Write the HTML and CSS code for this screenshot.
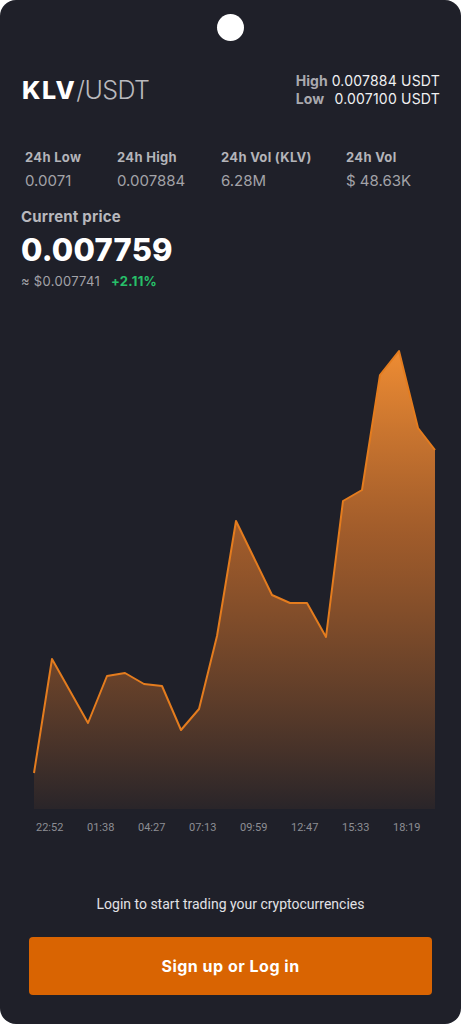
FILE: index.html
```html
<!DOCTYPE html>
<html lang="en">
<head>
<meta charset="UTF-8">
<meta name="viewport" content="width=device-width, initial-scale=1.0">
<title>KLV/USDT</title>
<link rel="stylesheet" href="styles.css">
</head>
<body>
<div class="card">
    <div class="notch"></div>

    <header class="pair-row">
        <h1 class="pair"><b>KLV</b><span>/USDT</span></h1>
        <div class="range">
            <span class="range-label">High</span><span>0.007884 USDT</span>
            <span class="range-label">Low</span><span>0.007100 USDT</span>
        </div>
    </header>

    <section class="stats">
        <div class="stat stat-low">
            <div class="stat-label">24h Low</div>
            <div class="stat-value">0.0071</div>
        </div>
        <div class="stat stat-high">
            <div class="stat-label">24h High</div>
            <div class="stat-value">0.007884</div>
        </div>
        <div class="stat stat-volk">
            <div class="stat-label">24h Vol (KLV)</div>
            <div class="stat-value">6.28M</div>
        </div>
        <div class="stat">
            <div class="stat-label">24h Vol</div>
            <div class="stat-value">$ 48.63K</div>
        </div>
    </section>

    <section class="price">
        <div class="price-label">Current price</div>
        <div class="price-value">0.007759</div>
        <div class="price-sub">≈ $0.007741 <span class="change">+2.11%</span></div>
    </section>

    <svg class="chart" viewBox="0 330 461 482" preserveAspectRatio="none">
        <defs>
            <linearGradient id="area" gradientUnits="userSpaceOnUse" x1="0" y1="350" x2="0" y2="810">
                <stop offset="0" stop-color="#ee8c33" stop-opacity="1"/>
                <stop offset="0.4" stop-color="#c46c2b" stop-opacity="0.78"/>
                <stop offset="1" stop-color="#e0782a" stop-opacity="0.05"/>
            </linearGradient>
        </defs>
        <polygon fill="url(#area)" points="34,808 34,772 52,658 88,722 107,675 125,672 144,683 162,685 181,729 199,708 217,635 236,520 272,594 290,602 307,602 326,636 343,500 362,489 380,374 399,350 418,427 435,449 435,808"/>
        <polyline fill="none" stroke="#e47c1e" stroke-width="2" stroke-linejoin="round" points="34,772 52,658 88,722 107,675 125,672 144,683 162,685 181,729 199,708 217,635 236,520 272,594 290,602 307,602 326,636 343,500 362,489 380,374 399,350 418,427 435,449"/>
    </svg>

    <div class="times">
        <span>22:52</span>
        <span>01:38</span>
        <span>04:27</span>
        <span>07:13</span>
        <span>09:59</span>
        <span>12:47</span>
        <span>15:33</span>
        <span>18:19</span>
    </div>

    <p class="login-note">Login to start trading your cryptocurrencies</p>
    <button class="cta">Sign up or Log in</button>
</div>
</body>
</html>
```

FILE: styles.css
```css
body {
  margin: 0;
  padding: 0;
  background-color: #fff;
  font-family: 'Inter', 'Open Sans', sans-serif;
}
.card {
  width: 461px;
  height: 1024px;
  background-color: #1f2029;
  border-radius: 16px;
  overflow: hidden;
  color: #fff;
}
.notch {
  width: 27px;
  height: 27px;
  border-radius: 50%;
  background: #fff;
  margin: 14px auto 0;
}
.pair-row {
  display: flex;
  justify-content: space-between;
  align-items: center;
  padding: 0 21px 0 22px;
  margin-top: 31px;
}
.pair {
  margin: 0;
  font-size: 25px;
  font-weight: 400;
}
.pair b {
  font-weight: 800;
  color: #fff;
  letter-spacing: 1.5px;
}
.pair span {
  font-weight: 300;
  color: #b9b9bd;
  letter-spacing: -0.6px;
}
.range {
  display: grid;
  grid-template-columns: auto auto;
  column-gap: 4px;
  font-size: 14px;
  line-height: 18px;
  color: #f0f0f2;
  letter-spacing: 0.2px;
}
.range span:nth-child(even) {
  text-align: right;
}
.range-label {
  font-weight: 700;
  color: #a9a9ae;
  letter-spacing: 0;
}
.stats {
  display: flex;
  padding: 0 0 0 25px;
  margin-top: 40px;
}
.stat-low { width: 92px; }
.stat-high { width: 104px; }
.stat-volk { width: 125px; }
.stat-label {
  font-size: 13px;
  font-weight: 700;
  color: #b4b4b9;
  line-height: 18px;
  letter-spacing: 0.3px;
}
.stat-value {
  font-size: 15px;
  color: #a3a3a8;
  line-height: 20px;
  margin-top: 5px;
}
.price {
  padding: 0 21px;
  margin-top: 17px;
}
.price-label {
  font-size: 15px;
  font-weight: 700;
  color: #b8b8bd;
  line-height: 18px;
  letter-spacing: 0.2px;
}
.price-value {
  font-size: 31px;
  font-weight: 800;
  line-height: 42px;
  margin-top: 3px;
  letter-spacing: 0.2px;
}
.price-sub {
  font-size: 13px;
  color: #a3a3a8;
  line-height: 18px;
  letter-spacing: 0.3px;
  margin-top: 1px;
}
.change {
  color: #27c06a;
  font-weight: 700;
  margin-left: 7px;
}
.chart {
  display: block;
  width: 461px;
  height: 482px;
  margin-top: 41px;
}
.times {
  display: flex;
  padding-left: 36px;
  font-family: 'Roboto', sans-serif;
  font-size: 11px;
  color: #8d8e94;
  margin-top: 8px;
}
.times span {
  width: 51px;
}
.login-note {
  margin: 62px 0 0;
  text-align: center;
  font-family: 'Roboto', sans-serif;
  font-size: 14px;
  color: #e2e2e6;
}
.cta {
  display: block;
  width: 403px;
  height: 58px;
  margin: 25px auto 0;
  border: none;
  border-radius: 4px;
  background-color: #d96402;
  color: #fff;
  font-family: 'Inter', sans-serif;
  font-size: 16px;
  font-weight: 700;
  letter-spacing: 0.5px;
}
```
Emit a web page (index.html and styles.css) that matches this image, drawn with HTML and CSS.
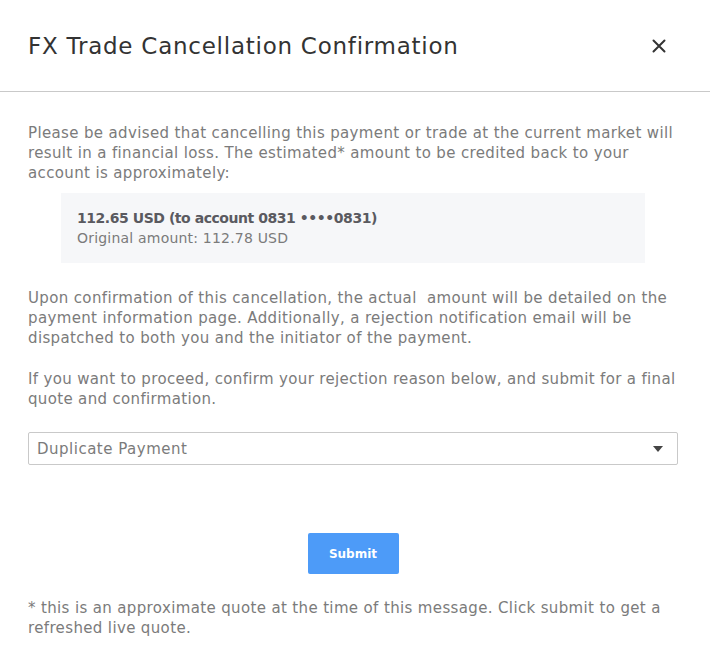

## Work instructions
Omit every picture while copying the listing above exactly.

## Reply
Write the HTML and CSS code for this screenshot.
FILE: index.html
```html
<!DOCTYPE html>
<html lang="en">
<head>
<meta charset="UTF-8">
<meta name="viewport" content="width=device-width, initial-scale=1.0">
<title>KLV/USDT</title>
<link rel="stylesheet" href="styles.css">
</head>
<body>
<div class="card">
    <div class="notch"></div>

    <header class="pair-row">
        <h1 class="pair"><b>KLV</b><span>/USDT</span></h1>
        <div class="range">
            <span class="range-label">High</span><span>0.007884 USDT</span>
            <span class="range-label">Low</span><span>0.007100 USDT</span>
        </div>
    </header>

    <section class="stats">
        <div class="stat stat-low">
            <div class="stat-label">24h Low</div>
            <div class="stat-value">0.0071</div>
        </div>
        <div class="stat stat-high">
            <div class="stat-label">24h High</div>
            <div class="stat-value">0.007884</div>
        </div>
        <div class="stat stat-volk">
            <div class="stat-label">24h Vol (KLV)</div>
            <div class="stat-value">6.28M</div>
        </div>
        <div class="stat">
            <div class="stat-label">24h Vol</div>
            <div class="stat-value">$ 48.63K</div>
        </div>
    </section>

    <section class="price">
        <div class="price-label">Current price</div>
        <div class="price-value">0.007759</div>
        <div class="price-sub">≈ $0.007741 <span class="change">+2.11%</span></div>
    </section>

    <svg class="chart" viewBox="0 330 461 482" preserveAspectRatio="none">
        <defs>
            <linearGradient id="area" gradientUnits="userSpaceOnUse" x1="0" y1="350" x2="0" y2="810">
                <stop offset="0" stop-color="#ee8c33" stop-opacity="1"/>
                <stop offset="0.4" stop-color="#c46c2b" stop-opacity="0.78"/>
                <stop offset="1" stop-color="#e0782a" stop-opacity="0.05"/>
            </linearGradient>
        </defs>
        <polygon fill="url(#area)" points="34,808 34,772 52,658 88,722 107,675 125,672 144,683 162,685 181,729 199,708 217,635 236,520 272,594 290,602 307,602 326,636 343,500 362,489 380,374 399,350 418,427 435,449 435,808"/>
        <polyline fill="none" stroke="#e47c1e" stroke-width="2" stroke-linejoin="round" points="34,772 52,658 88,722 107,675 125,672 144,683 162,685 181,729 199,708 217,635 236,520 272,594 290,602 307,602 326,636 343,500 362,489 380,374 399,350 418,427 435,449"/>
    </svg>

    <div class="times">
        <span>22:52</span>
        <span>01:38</span>
        <span>04:27</span>
        <span>07:13</span>
        <span>09:59</span>
        <span>12:47</span>
        <span>15:33</span>
        <span>18:19</span>
    </div>

    <p class="login-note">Login to start trading your cryptocurrencies</p>
    <button class="cta">Sign up or Log in</button>
</div>
</body>
</html>
```

FILE: styles.css
```css
body {
  margin: 0;
  padding: 0;
  background-color: #fff;
  font-family: 'Inter', 'Open Sans', sans-serif;
}
.card {
  width: 461px;
  height: 1024px;
  background-color: #1f2029;
  border-radius: 16px;
  overflow: hidden;
  color: #fff;
}
.notch {
  width: 27px;
  height: 27px;
  border-radius: 50%;
  background: #fff;
  margin: 14px auto 0;
}
.pair-row {
  display: flex;
  justify-content: space-between;
  align-items: center;
  padding: 0 21px 0 22px;
  margin-top: 31px;
}
.pair {
  margin: 0;
  font-size: 25px;
  font-weight: 400;
}
.pair b {
  font-weight: 800;
  color: #fff;
  letter-spacing: 1.5px;
}
.pair span {
  font-weight: 300;
  color: #b9b9bd;
  letter-spacing: -0.6px;
}
.range {
  display: grid;
  grid-template-columns: auto auto;
  column-gap: 4px;
  font-size: 14px;
  line-height: 18px;
  color: #f0f0f2;
  letter-spacing: 0.2px;
}
.range span:nth-child(even) {
  text-align: right;
}
.range-label {
  font-weight: 700;
  color: #a9a9ae;
  letter-spacing: 0;
}
.stats {
  display: flex;
  padding: 0 0 0 25px;
  margin-top: 40px;
}
.stat-low { width: 92px; }
.stat-high { width: 104px; }
.stat-volk { width: 125px; }
.stat-label {
  font-size: 13px;
  font-weight: 700;
  color: #b4b4b9;
  line-height: 18px;
  letter-spacing: 0.3px;
}
.stat-value {
  font-size: 15px;
  color: #a3a3a8;
  line-height: 20px;
  margin-top: 5px;
}
.price {
  padding: 0 21px;
  margin-top: 17px;
}
.price-label {
  font-size: 15px;
  font-weight: 700;
  color: #b8b8bd;
  line-height: 18px;
  letter-spacing: 0.2px;
}
.price-value {
  font-size: 31px;
  font-weight: 800;
  line-height: 42px;
  margin-top: 3px;
  letter-spacing: 0.2px;
}
.price-sub {
  font-size: 13px;
  color: #a3a3a8;
  line-height: 18px;
  letter-spacing: 0.3px;
  margin-top: 1px;
}
.change {
  color: #27c06a;
  font-weight: 700;
  margin-left: 7px;
}
.chart {
  display: block;
  width: 461px;
  height: 482px;
  margin-top: 41px;
}
.times {
  display: flex;
  padding-left: 36px;
  font-family: 'Roboto', sans-serif;
  font-size: 11px;
  color: #8d8e94;
  margin-top: 8px;
}
.times span {
  width: 51px;
}
.login-note {
  margin: 62px 0 0;
  text-align: center;
  font-family: 'Roboto', sans-serif;
  font-size: 14px;
  color: #e2e2e6;
}
.cta {
  display: block;
  width: 403px;
  height: 58px;
  margin: 25px auto 0;
  border: none;
  border-radius: 4px;
  background-color: #d96402;
  color: #fff;
  font-family: 'Inter', sans-serif;
  font-size: 16px;
  font-weight: 700;
  letter-spacing: 0.5px;
}
```
Emit a web page (index.html and styles.css) that matches this image, drawn with HTML and CSS.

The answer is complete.